* [PROBLEM TO WORK ON]: Return all lines with the word "screenshot" in them.
== RECORDED DATA ==
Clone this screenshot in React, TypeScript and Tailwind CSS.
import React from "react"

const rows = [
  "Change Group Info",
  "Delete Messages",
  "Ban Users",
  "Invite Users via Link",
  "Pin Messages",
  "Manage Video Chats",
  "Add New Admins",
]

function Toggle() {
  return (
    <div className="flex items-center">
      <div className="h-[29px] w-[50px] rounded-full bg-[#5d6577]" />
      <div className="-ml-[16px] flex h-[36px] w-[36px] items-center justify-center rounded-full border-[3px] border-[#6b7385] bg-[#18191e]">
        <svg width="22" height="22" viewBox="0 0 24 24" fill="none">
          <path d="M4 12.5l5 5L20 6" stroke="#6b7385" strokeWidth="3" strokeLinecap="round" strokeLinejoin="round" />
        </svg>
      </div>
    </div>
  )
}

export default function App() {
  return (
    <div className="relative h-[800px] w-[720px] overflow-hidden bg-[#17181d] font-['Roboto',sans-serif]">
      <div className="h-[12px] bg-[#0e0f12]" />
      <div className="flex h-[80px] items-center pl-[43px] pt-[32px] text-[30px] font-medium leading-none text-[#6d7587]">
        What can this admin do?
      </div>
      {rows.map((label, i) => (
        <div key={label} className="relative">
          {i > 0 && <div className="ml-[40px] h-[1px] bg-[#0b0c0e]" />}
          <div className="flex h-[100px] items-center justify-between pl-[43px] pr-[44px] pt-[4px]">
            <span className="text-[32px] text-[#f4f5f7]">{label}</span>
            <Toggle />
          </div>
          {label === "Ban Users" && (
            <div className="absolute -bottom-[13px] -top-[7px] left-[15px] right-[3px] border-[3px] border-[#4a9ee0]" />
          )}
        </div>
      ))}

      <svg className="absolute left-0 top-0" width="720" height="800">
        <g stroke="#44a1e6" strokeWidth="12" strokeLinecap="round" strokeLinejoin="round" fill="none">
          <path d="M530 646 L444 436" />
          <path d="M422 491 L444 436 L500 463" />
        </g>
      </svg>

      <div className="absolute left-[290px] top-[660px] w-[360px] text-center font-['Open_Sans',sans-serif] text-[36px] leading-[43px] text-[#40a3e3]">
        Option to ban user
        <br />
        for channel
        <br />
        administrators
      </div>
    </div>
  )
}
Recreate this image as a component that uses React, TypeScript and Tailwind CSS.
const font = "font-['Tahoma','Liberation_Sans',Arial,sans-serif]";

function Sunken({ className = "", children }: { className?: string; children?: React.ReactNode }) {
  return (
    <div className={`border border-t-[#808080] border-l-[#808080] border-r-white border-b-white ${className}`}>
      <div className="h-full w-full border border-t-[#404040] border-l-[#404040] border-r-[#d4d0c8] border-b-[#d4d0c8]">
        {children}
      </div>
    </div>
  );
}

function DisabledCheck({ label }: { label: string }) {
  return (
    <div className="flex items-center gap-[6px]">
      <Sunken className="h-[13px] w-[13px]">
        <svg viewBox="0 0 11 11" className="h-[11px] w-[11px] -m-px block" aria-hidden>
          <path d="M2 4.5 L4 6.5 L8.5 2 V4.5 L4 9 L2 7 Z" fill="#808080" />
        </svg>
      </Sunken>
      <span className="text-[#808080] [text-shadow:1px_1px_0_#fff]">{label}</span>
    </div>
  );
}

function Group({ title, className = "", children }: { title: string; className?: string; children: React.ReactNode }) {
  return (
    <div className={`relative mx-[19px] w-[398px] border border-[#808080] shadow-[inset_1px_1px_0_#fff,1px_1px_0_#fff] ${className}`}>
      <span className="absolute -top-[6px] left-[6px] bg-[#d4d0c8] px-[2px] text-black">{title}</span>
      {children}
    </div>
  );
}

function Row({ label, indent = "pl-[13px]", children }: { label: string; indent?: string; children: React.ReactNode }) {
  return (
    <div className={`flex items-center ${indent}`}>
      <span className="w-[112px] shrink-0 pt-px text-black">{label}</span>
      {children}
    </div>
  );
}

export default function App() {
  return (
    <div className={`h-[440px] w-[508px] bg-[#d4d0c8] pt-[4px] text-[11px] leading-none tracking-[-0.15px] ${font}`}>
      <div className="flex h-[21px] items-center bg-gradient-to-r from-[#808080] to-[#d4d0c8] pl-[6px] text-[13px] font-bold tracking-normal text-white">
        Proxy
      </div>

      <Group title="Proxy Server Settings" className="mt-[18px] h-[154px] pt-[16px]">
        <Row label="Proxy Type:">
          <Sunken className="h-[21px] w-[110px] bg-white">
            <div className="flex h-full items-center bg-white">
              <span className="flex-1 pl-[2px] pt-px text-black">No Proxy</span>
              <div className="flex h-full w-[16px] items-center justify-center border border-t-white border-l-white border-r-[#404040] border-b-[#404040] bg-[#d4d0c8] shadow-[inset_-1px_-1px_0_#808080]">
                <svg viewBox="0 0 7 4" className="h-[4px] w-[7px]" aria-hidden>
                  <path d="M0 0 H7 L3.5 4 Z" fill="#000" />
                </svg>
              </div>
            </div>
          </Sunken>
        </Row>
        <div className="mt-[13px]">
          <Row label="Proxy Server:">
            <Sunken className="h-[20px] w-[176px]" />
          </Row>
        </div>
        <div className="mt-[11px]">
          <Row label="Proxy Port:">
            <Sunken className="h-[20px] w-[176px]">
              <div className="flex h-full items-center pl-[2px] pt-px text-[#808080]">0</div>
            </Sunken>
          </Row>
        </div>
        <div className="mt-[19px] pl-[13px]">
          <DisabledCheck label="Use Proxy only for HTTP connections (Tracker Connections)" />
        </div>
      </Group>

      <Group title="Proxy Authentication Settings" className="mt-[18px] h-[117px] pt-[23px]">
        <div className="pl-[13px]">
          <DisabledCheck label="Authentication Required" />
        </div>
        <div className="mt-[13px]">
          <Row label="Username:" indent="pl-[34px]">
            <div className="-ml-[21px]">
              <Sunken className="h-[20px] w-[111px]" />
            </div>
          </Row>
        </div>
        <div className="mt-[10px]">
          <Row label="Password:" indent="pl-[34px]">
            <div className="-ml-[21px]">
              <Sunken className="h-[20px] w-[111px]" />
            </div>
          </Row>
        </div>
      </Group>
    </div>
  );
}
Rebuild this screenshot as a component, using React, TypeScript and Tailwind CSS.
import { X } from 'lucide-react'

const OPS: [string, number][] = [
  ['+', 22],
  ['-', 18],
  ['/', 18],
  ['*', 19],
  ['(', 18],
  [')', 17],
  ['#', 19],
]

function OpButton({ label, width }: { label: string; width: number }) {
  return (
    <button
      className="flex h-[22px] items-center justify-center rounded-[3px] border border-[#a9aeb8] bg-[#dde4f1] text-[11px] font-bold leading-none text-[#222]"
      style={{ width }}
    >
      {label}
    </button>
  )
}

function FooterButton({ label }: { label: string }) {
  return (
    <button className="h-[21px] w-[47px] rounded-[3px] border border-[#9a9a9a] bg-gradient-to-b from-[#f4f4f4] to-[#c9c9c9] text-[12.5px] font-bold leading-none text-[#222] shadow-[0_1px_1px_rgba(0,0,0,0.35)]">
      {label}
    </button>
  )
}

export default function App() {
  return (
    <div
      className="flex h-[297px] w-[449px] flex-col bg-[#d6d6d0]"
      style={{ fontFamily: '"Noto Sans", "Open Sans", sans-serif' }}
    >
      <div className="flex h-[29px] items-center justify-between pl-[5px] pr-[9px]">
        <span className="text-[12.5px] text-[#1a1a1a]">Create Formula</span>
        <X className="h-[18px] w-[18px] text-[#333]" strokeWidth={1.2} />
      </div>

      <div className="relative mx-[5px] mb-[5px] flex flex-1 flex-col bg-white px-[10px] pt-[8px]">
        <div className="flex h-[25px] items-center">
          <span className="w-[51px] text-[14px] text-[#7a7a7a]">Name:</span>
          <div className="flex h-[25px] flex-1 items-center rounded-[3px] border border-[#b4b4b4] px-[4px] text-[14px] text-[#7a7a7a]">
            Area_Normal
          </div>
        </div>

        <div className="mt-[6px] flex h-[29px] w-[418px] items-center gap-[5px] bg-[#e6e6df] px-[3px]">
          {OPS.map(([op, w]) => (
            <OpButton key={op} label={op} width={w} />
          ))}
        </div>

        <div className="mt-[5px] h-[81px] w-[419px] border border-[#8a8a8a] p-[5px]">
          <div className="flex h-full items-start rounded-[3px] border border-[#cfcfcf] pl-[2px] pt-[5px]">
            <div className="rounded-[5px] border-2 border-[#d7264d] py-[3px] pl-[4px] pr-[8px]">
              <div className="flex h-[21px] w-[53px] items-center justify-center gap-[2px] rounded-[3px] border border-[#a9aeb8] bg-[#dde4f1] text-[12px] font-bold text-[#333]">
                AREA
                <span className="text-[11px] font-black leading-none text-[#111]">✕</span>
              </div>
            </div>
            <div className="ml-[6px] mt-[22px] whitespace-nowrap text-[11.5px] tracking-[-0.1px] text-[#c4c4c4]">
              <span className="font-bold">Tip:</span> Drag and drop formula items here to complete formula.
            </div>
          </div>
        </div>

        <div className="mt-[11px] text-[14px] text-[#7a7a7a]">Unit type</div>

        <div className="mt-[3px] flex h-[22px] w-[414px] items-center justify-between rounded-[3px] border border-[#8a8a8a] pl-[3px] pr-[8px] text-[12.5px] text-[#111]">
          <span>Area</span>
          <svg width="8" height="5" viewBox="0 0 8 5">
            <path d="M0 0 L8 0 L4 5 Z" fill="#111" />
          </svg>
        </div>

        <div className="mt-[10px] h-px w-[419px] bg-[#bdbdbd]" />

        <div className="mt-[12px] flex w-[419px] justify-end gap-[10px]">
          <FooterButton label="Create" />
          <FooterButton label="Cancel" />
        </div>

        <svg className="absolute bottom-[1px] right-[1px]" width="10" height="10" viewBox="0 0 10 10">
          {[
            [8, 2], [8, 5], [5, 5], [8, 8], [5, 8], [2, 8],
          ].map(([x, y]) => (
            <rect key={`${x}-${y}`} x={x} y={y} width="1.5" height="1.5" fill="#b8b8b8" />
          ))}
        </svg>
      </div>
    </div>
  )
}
===
* [OUTPUT BELOW]:
Clone this screenshot in React, TypeScript and Tailwind CSS.
Rebuild this screenshot as a component, using React, TypeScript and Tailwind CSS.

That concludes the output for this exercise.